* DATA EXTRACT:
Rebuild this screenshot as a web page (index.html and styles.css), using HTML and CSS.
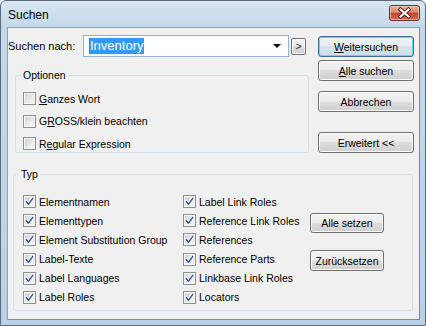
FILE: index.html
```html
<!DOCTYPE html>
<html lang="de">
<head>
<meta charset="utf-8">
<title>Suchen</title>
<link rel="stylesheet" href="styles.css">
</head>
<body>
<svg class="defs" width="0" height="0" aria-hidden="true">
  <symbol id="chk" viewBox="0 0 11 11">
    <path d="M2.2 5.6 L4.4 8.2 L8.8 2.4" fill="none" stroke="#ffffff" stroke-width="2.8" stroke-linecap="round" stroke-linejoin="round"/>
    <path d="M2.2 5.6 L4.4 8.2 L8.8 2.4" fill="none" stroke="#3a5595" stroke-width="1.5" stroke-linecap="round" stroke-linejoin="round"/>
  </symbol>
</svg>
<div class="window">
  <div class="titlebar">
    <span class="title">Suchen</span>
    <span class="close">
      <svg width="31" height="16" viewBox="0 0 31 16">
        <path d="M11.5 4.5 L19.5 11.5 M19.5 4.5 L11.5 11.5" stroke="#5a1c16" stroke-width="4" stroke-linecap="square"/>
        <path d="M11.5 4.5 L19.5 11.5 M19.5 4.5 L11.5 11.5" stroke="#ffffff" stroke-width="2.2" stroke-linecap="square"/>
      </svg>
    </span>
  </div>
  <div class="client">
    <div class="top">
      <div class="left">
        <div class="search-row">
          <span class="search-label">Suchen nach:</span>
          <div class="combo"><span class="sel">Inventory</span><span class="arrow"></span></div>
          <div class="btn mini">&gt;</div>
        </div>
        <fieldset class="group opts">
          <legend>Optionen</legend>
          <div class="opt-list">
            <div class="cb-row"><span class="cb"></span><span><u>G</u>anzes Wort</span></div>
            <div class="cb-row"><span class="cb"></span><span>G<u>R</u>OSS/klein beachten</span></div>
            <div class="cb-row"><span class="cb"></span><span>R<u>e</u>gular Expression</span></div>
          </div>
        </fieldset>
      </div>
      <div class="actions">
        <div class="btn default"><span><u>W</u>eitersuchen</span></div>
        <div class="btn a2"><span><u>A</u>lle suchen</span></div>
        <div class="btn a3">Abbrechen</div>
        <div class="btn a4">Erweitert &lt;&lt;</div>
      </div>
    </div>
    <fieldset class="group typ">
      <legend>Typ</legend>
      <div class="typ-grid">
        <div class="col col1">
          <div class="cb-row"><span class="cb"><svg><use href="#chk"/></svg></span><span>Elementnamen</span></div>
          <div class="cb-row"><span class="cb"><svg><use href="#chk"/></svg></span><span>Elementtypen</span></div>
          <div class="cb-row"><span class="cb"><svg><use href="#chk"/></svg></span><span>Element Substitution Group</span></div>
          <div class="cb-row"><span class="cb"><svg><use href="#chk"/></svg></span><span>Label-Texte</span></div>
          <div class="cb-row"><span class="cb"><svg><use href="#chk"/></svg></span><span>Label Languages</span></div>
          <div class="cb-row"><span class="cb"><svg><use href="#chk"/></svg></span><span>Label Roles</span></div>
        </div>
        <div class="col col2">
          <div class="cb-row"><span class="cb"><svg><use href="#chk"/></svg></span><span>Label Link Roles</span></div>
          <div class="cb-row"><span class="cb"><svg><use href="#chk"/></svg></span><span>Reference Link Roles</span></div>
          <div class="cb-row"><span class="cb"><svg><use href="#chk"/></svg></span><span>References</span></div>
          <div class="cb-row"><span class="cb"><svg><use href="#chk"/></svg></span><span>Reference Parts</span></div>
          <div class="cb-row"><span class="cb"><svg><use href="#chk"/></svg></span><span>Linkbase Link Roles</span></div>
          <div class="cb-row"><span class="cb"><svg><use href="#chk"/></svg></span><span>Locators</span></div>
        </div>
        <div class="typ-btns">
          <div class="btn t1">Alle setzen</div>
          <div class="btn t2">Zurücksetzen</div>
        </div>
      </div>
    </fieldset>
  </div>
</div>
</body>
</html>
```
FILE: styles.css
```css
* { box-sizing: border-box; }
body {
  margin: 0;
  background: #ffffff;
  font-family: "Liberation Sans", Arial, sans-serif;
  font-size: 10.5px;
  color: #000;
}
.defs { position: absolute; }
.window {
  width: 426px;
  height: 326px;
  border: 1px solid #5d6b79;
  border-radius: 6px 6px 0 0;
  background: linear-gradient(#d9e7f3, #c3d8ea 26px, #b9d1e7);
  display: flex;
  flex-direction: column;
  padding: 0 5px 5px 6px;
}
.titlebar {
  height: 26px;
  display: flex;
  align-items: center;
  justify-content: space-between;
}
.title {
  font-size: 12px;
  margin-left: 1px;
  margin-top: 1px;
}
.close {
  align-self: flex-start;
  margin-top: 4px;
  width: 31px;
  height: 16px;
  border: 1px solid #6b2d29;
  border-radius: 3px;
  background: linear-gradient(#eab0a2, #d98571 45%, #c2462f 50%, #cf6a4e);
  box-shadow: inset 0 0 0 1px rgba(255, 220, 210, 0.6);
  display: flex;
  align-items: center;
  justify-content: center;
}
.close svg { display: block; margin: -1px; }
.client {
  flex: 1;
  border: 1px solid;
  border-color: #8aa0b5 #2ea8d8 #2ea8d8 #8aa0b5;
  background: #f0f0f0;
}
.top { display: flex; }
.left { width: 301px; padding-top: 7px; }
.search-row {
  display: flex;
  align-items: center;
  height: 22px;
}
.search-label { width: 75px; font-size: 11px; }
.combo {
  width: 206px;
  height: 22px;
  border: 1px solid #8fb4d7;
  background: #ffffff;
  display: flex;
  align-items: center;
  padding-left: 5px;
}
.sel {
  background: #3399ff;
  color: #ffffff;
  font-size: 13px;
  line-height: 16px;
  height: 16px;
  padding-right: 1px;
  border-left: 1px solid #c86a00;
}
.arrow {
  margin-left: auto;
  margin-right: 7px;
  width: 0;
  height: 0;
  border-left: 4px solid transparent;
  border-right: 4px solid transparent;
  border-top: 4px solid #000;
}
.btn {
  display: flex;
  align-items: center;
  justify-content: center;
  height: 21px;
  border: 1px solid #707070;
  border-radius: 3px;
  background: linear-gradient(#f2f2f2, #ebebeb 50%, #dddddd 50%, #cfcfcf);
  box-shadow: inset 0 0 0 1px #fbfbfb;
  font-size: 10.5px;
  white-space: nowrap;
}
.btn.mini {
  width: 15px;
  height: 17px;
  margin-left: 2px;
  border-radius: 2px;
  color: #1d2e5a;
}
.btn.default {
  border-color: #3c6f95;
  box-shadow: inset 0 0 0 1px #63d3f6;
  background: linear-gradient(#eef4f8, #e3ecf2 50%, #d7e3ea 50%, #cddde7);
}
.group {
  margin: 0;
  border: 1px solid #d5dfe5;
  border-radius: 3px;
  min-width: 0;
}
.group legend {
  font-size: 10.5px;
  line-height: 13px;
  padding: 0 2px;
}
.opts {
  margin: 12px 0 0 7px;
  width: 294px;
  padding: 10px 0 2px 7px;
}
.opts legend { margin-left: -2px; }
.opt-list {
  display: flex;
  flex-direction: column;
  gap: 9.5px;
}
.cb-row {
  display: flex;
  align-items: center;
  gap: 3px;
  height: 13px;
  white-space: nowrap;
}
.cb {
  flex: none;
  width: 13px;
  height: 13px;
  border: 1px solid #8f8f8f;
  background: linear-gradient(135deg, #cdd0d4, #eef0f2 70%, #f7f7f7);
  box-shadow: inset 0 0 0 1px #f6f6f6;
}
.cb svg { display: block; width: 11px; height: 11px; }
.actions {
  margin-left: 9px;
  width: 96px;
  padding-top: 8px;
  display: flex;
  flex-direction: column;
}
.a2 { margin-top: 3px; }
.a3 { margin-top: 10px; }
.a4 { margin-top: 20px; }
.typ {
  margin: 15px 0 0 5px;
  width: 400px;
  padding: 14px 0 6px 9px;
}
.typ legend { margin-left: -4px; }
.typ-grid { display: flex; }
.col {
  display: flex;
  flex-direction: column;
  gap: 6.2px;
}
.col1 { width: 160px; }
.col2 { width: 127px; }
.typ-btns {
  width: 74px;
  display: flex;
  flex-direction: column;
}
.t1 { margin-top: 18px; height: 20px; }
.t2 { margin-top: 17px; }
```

* EXERCISE PROMPT: Identify the lines that hold the word "styles". Copy every one of them.

* SOLUTION BELOW:
Rebuild this screenshot as a web page (index.html and styles.css), using HTML and CSS.
<link rel="stylesheet" href="styles.css">
FILE: styles.css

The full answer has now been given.